Wenn jeder von uns sterben wird, was ist dann der Sinn unseres Lebens? Der Sinn unseres Lebens ist das, was wir während unseres Lebens tun, das der zukünftigen Menschheit zugute kommt und das den Menschen Ehre erweist, die vor uns kamen und denen wir zu Dank verpflichtet sind.

Wie können wir eine solche Gesellschaft schaffen? Und wie können wir verstehen, wie der Verstand funktioniert, wie unser Denken zusammenspielen kann, damit wir Prinzipien entdecken, die uns gemeinsam in die Lage versetzen, nicht nur den Zustand der Menschheit zu verbessern, sondern auch das Universum besser zu verstehen?

Deswegen müssen wir uns mit Astrophysik beschäftigen, denn vielleicht wird in drei Milliarden Jahren die Sonne explodieren.
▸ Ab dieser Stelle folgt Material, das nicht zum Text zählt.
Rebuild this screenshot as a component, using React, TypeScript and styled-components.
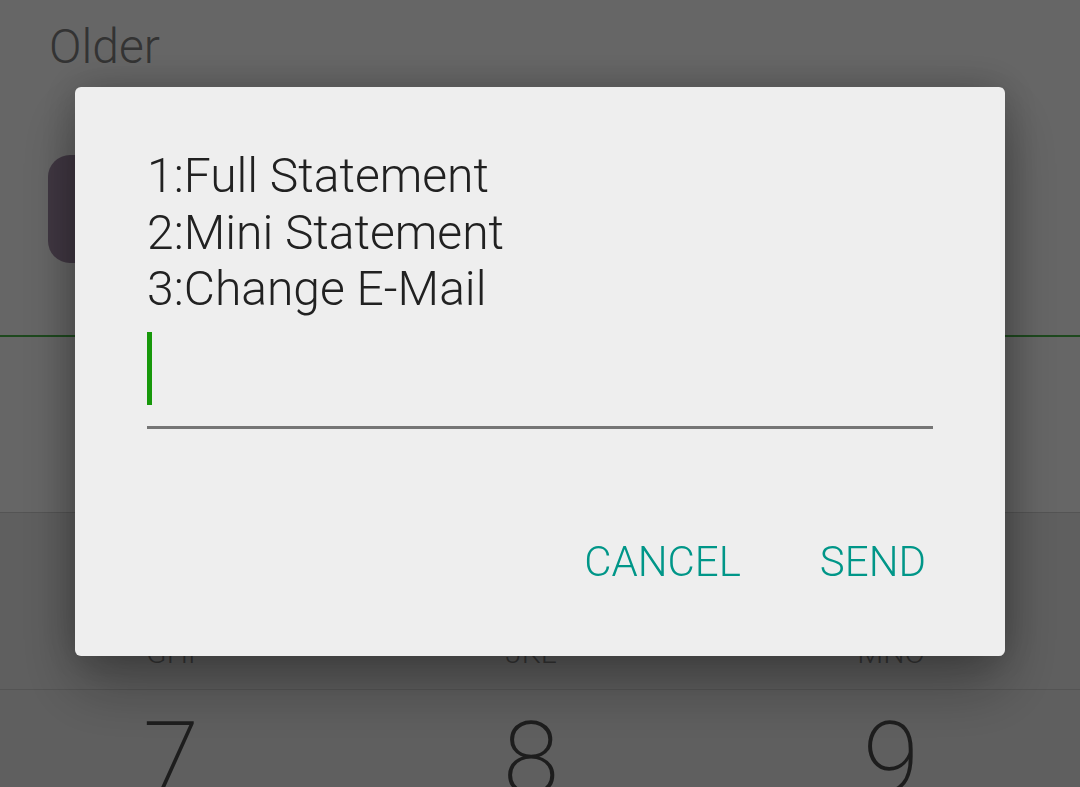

Was passiert dann mit der Menschheit? Es könnte andere Katastrophen geben. Vielleicht schlägt ein Objekt auf der Erde ein und zerstört alles Leben. Welche Probleme auch immer auf uns zukommen, das Schicksal des Menschen besteht offensichtlich darin, Bedingungen zu schaffen, unter denen die Menschheit weiter existieren kann.

Wir müssen uns also entwickeln. Und nicht nur das; wir müssen die Menschen Glück fühlen lassen, wenn sie zur Entwicklung beitragen. Das ist physische Ökonomie. Sie hat viele technische Implikationen, doch ich habe versucht, mich hier auf die historisch bedingten Prinzipien zu konzentrieren.